I do that extra work because it is meaningful, and crucial to me. 

  • Feminists are just out for power.

Questioning the Church’s ancient rules isn’t about power.  These are things that need to be questioned.

Based on a recent e-book written by Scot McKnight, I have concluded even more strongly that my desire to know scripture for myself is important.   “Sometimes it takes extra energy to get a silenced voice back.” Scot McKnight wrote in is riveting essay Junia is Not Alone.  “There is no evidence … in ancient manuscripts or translations” that Junia was a man.  “The church got into a rut and rode it out.”  A rut is kind way put it — more like a stinky hell-hole in my opinion, if a woman was completely cut out of the story in scripture and most people in the church don’t know. 

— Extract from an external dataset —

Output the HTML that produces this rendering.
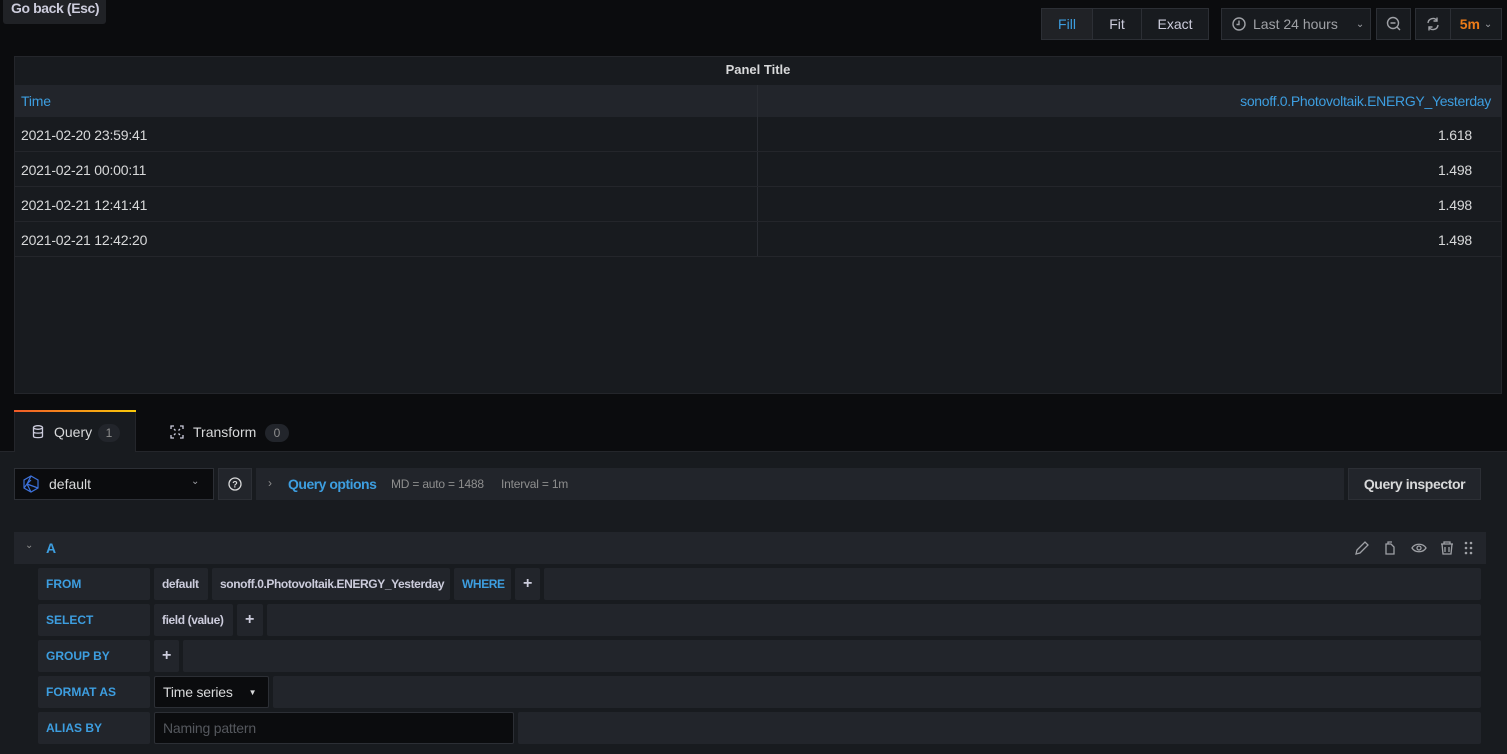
<!DOCTYPE html>
<html><head><style>
*{box-sizing:border-box;margin:0;padding:0}
body{width:1507px;height:754px;background:#0b0c0e;font-family:"Liberation Sans",sans-serif;color:#ccccdc;position:relative;overflow:hidden;font-size:14px}
.a{position:absolute;white-space:nowrap}
.btn{position:absolute;top:8px;height:32px;border:1px solid #2c2f35;background:#181b1f;color:#ccccdc;display:flex;align-items:center;justify-content:center;font-size:14px;white-space:nowrap}
.row{position:absolute;left:15px;width:1486px;height:35px;border-bottom:1px solid #24262b;font-size:14px;color:#d8d9da;letter-spacing:-0.2px}
.row span{position:absolute;top:10px}
.seg{position:absolute;height:32px;background:#22252b;border-radius:2px;display:flex;align-items:center;padding:0 8px;font-size:12px;font-weight:bold;color:#ccccdc;white-space:nowrap;letter-spacing:-0.4px;overflow:hidden}
.lbl{color:#3d9ee0;padding-left:8px;letter-spacing:0}
</style></head><body>
<div class="a" style="left:3px;top:-4px;width:103px;height:28px;background:#202226;border-radius:3px;font-size:14px;font-weight:bold;color:#ccccdc;padding:4px 8px;letter-spacing:-0.4px">Go back (Esc)</div>

<div class="btn" style="left:1041px;width:52px;color:#3d9ee0;background:#202226">Fill</div>
<div class="btn" style="left:1092px;width:50px">Fit</div>
<div class="btn" style="left:1141px;width:68px">Exact</div>
<div class="btn" style="left:1221px;width:150px;justify-content:flex-start;padding-left:10px">
<svg width="14" height="14" viewBox="0 0 14 14"><circle cx="7" cy="7" r="6" fill="none" stroke="#9fa1a6" stroke-width="1.4"/><path d="M7 3.5V7.5H4.5" fill="none" stroke="#9fa1a6" stroke-width="1.4"/></svg>
<span style="margin-left:7px;color:#9fa1a6">Last 24 hours</span><span style="margin-left:18px;color:#9fa1a6;font-size:10px">&#8964;</span></div>
<div class="btn" style="left:1376px;width:35px"><svg width="16" height="16" viewBox="0 0 16 16"><circle cx="7" cy="7" r="5.5" fill="none" stroke="#9fa1a6" stroke-width="1.4"/><path d="M4.5 7H9.5M11 11L14 14" stroke="#9fa1a6" stroke-width="1.4"/></svg></div>
<div class="btn" style="left:1415px;width:36px"><svg width="16" height="16" viewBox="0 0 16 16"><path d="M3 7A5 5 0 0 1 12 4.5M13 9A5 5 0 0 1 4 11.5" fill="none" stroke="#9fa1a6" stroke-width="1.4"/><path d="M12 1.5V5H8.5M4 14.5V11H7.5" fill="none" stroke="#9fa1a6" stroke-width="1.4"/></svg></div>
<div class="btn" style="left:1450px;width:52px;color:#eb7b18;font-weight:bold">5m <span style="color:#9fa1a6;font-size:10px;margin-left:4px;font-weight:normal">&#8964;</span></div>

<div class="a" style="left:14px;top:56px;width:1488px;height:338px;background:#181b1f;border:1px solid #24262b"></div>
<div class="a" style="left:15px;top:62px;width:1486px;text-align:center;font-size:13px;font-weight:bold;color:#d8d9da">Panel Title</div>
<div class="a" style="left:15px;top:85px;width:1486px;height:32px;background:#22252b"></div>
<div class="a" style="left:757px;top:85px;width:1px;height:172px;background:#2a2d33"></div>
<div class="a" style="left:21px;top:93px;color:#3d9ee0;letter-spacing:-0.2px">Time</div>
<div class="a" style="right:16px;top:93px;color:#3d9ee0;letter-spacing:-0.3px">sonoff.0.Photovoltaik.ENERGY_Yesterday</div>
<div class="row" style="top:117px"><span style="left:6px">2021-02-20 23:59:41</span><span style="right:29px">1.618</span></div>
<div class="row" style="top:152px"><span style="left:6px">2021-02-21 00:00:11</span><span style="right:29px">1.498</span></div>
<div class="row" style="top:187px"><span style="left:6px">2021-02-21 12:41:41</span><span style="right:29px">1.498</span></div>
<div class="row" style="top:222px"><span style="left:6px">2021-02-21 12:42:20</span><span style="right:29px">1.498</span></div>

<div class="a" style="left:0;top:451px;width:1507px;height:303px;background:#181b1f;border-top:1px solid #24262b"></div>
<div class="a" style="left:14px;top:410px;width:122px;height:42px;background:#181b1f;border:1px solid #24262b;border-bottom:none"></div>
<div class="a" style="left:14px;top:410px;width:122px;height:2px;background:linear-gradient(90deg,#f05a28,#fbca0a)"></div>
<div class="a" style="left:32px;top:425px"><svg width="12" height="14" viewBox="0 0 12 14"><ellipse cx="6" cy="2.5" rx="4.5" ry="1.8" fill="none" stroke="#ccccdc" stroke-width="1.3"/><path d="M1.5 2.5V11.5C1.5 13 10.5 13 10.5 11.5V2.5M1.5 7C1.5 8.5 10.5 8.5 10.5 7" fill="none" stroke="#ccccdc" stroke-width="1.3"/></svg></div>
<div class="a" style="left:54px;top:424px;color:#d8d9da">Query</div>
<div class="a" style="left:98px;top:424px;width:22px;height:18px;border-radius:9px;background:#22252b;font-size:12px;color:#8e8e8e;text-align:center;line-height:18px">1</div>
<div class="a" style="left:170px;top:425px"><svg width="14" height="14" viewBox="0 0 14 14" fill="none" stroke="#ccccdc" stroke-width="1.3"><path d="M1 4V1H4M10 1H13V4M13 10V13H10M4 13H1V10M4 4L5.5 5.5M10 4L8.5 5.5M4 10L5.5 8.5M10 10L8.5 8.5"/></svg></div>
<div class="a" style="left:193px;top:424px;color:#d8d9da">Transform</div>
<div class="a" style="left:265px;top:424px;width:24px;height:18px;border-radius:9px;background:#22252b;font-size:12px;color:#8e8e8e;text-align:center;line-height:18px">0</div>

<div class="a" style="left:14px;top:468px;width:200px;height:32px;background:#0b0c0e;border:1px solid #2c2f35"></div>
<div class="a" style="left:22px;top:475px"><svg width="18" height="18" viewBox="0 0 18 18" fill="none" stroke="#3d71d9" stroke-width="1.2"><path d="M9 1L16 5L16 13L9 17L2 13L2 5Z M9 1L5 9L2 13M5 9L16 13M5 9L9 17M9 5L5 9"/></svg></div>
<div class="a" style="left:49px;top:476px;color:#d8d9da">default</div>
<div class="a" style="left:191px;top:476px;font-size:10px;color:#9fa1a6">&#8964;</div>
<div class="a" style="left:218px;top:468px;width:34px;height:32px;background:#22252b;border:1px solid #2c2f35;display:flex;align-items:center;justify-content:center"><svg width="14" height="14" viewBox="0 0 14 14"><circle cx="7" cy="7" r="6" fill="none" stroke="#d8d9da" stroke-width="1.3"/><text x="7" y="10.5" font-size="9" font-weight="bold" text-anchor="middle" fill="#d8d9da" font-family="Liberation Sans">?</text></svg></div>
<div class="a" style="left:256px;top:468px;width:1088px;height:32px;background:#22252b"></div>
<div class="a" style="left:268px;top:476px;color:#8e8e8e;font-size:12px">&#8250;</div>
<div class="a" style="left:288px;top:476px;color:#3d9ee0;font-weight:bold;font-size:14px;letter-spacing:-0.5px">Query options</div>
<div class="a" style="left:391px;top:477px;color:#8e8e8e;font-size:12px;letter-spacing:-0.2px">MD = auto = 1488</div>
<div class="a" style="left:501px;top:477px;color:#8e8e8e;font-size:12px;letter-spacing:-0.2px">Interval = 1m</div>
<div class="a" style="left:1348px;top:468px;width:133px;height:32px;background:#22252b;border:1px solid #2c2f35;font-size:14px;font-weight:bold;color:#d8d9da;text-align:center;line-height:30px;letter-spacing:-0.4px">Query inspector</div>

<div class="a" style="left:14px;top:532px;width:1472px;height:32px;background:#22252b"></div>
<div class="a" style="left:25px;top:540px;color:#8e8e8e;font-size:10px">&#8964;</div>
<div class="a" style="left:46px;top:540px;color:#3d9ee0;font-weight:bold">A</div>
<svg class="a" style="left:1354px;top:540px" width="124" height="16" viewBox="0 0 124 16" fill="none" stroke="#9fa1a6" stroke-width="1.3">
<path d="M2 14L3 10L11 2L14 5L6 13Z"/>
<path d="M32 4H37L40 7V14H32Z M34 4V2H38"/>
<path d="M58 8C61 3 69 3 72 8C69 13 61 13 58 8Z"/><circle cx="65" cy="8" r="2"/>
<path d="M87 4H99M90 4V2H96V4M88 4L89 14H97L98 4M91 7V12M95 7V12"/>
<g fill="#9fa1a6" stroke="none"><circle cx="112" cy="3" r="1.3"/><circle cx="117" cy="3" r="1.3"/><circle cx="112" cy="8" r="1.3"/><circle cx="117" cy="8" r="1.3"/><circle cx="112" cy="13" r="1.3"/><circle cx="117" cy="13" r="1.3"/></g>
</svg>

<div class="seg lbl" style="left:38px;top:568px;width:112px">FROM</div>
<div class="seg" style="left:154px;top:568px;width:54px">default</div>
<div class="seg" style="left:212px;top:568px;width:238px">sonoff.0.Photovoltaik.ENERGY_Yesterday</div>
<div class="seg" style="left:454px;top:568px;width:57px;color:#3d9ee0">WHERE</div>
<div class="seg" style="left:515px;top:568px;width:25px;font-size:16px">+</div>
<div class="seg" style="left:544px;top:568px;width:937px"></div>

<div class="seg lbl" style="left:38px;top:604px;width:112px">SELECT</div>
<div class="seg" style="left:154px;top:604px;width:79px">field (value)</div>
<div class="seg" style="left:237px;top:604px;width:26px;font-size:16px">+</div>
<div class="seg" style="left:267px;top:604px;width:1214px"></div>

<div class="seg lbl" style="left:38px;top:640px;width:112px">GROUP BY</div>
<div class="seg" style="left:154px;top:640px;width:25px;font-size:16px">+</div>
<div class="seg" style="left:183px;top:640px;width:1298px"></div>

<div class="seg lbl" style="left:38px;top:676px;width:112px">FORMAT AS</div>
<div class="seg" style="left:154px;top:676px;width:115px;background:#0b0c0e;border:1px solid #2c2f35;font-weight:normal;font-size:14px;color:#d8d9da;letter-spacing:-0.2px">Time series<span style="margin-left:16px;font-size:8px">&#9660;</span></div>
<div class="seg" style="left:273px;top:676px;width:1208px"></div>

<div class="seg lbl" style="left:38px;top:712px;width:112px">ALIAS BY</div>
<div class="seg" style="left:154px;top:712px;width:360px;background:#0b0c0e;border:1px solid #2c2f35;font-weight:normal;font-size:14px;color:#55585e;letter-spacing:-0.2px">Naming pattern</div>
<div class="seg" style="left:518px;top:712px;width:963px"></div>
</body></html>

What else are they interpreting or changing?  We have an obligation to study if for ourselves.  The reality is that the Church needs women’s  voices.   It is wrong that our children growing up in the church not learning of the many incredible women in the Bible.  They are growing up to watch, and listen, and see all that isn’t there.  And yet it is there and no one told us.

Together we can re-imagine Christian Feminism.

  • Men and women, use your platform and speak!

Things are changing.  There are many and varied platforms for people to educate themselves if they choose to.  The internet has opened up the world for us.  Gratefully, one can jump on FB or twitter and instantly feel connected to others.  Blogs are another incredible resource for connecting with intelligent and inspiring women and men willing to engage in these important topics.

As society has changed and women’s opportunities have expanded, as women have gained responsibility and influence (and dare I say power) in the marketplace, sadly the Church remains static and seems to have a narrow view of women’s potential.  For a thousand years, the belief was held that women were not included with men as image bearers of God.  Though the church has mostly abandoned that idea, they have not abandoned the authority structures that perpetuate the subjugation of women.

An important part of my development as a feminist, and my spiritual maturation, was forgiving the ancient church fathers and the current ones (though this is harder for me) for this divisive and ugly interpretations of scripture that damage and harm women.  I had to take my pain to God for “allowing” these practices to exist, ones that limit, stifle and repress women in the church.

Blessed is she who has believed that what the Lord has said to her will be accomplished! – Luke 1:45

Rachel Held Evans, who I mentioned above, is a firecracker commentator on the current climate for women in the church.  She recently posted 13 Things that Make Me a Lousy Feminist.  What I like about Rachel is that she is courageous and willing to use her platform.  She stirs the pot, but her blog has respectful conversations.  Her tone is winsome and she laces her thoughts with humor, forcing us to think about our own inconsistencies.  And she receives some crap from people, but she is learning to put her opinions out there humbly and then listen to others.  That is a quality of a Godly leader.  I read with her list and reflected on what it means to me to be a Christian feminist.

These are (some of) the things I wish others understood about being a Christian Feminist.

Being a feminist is complex and is as different for every person just as is being male or female.  It cannot be summed up easily.

For me at least it means that women should have equal opportunities at home, at church, and in their professional lives.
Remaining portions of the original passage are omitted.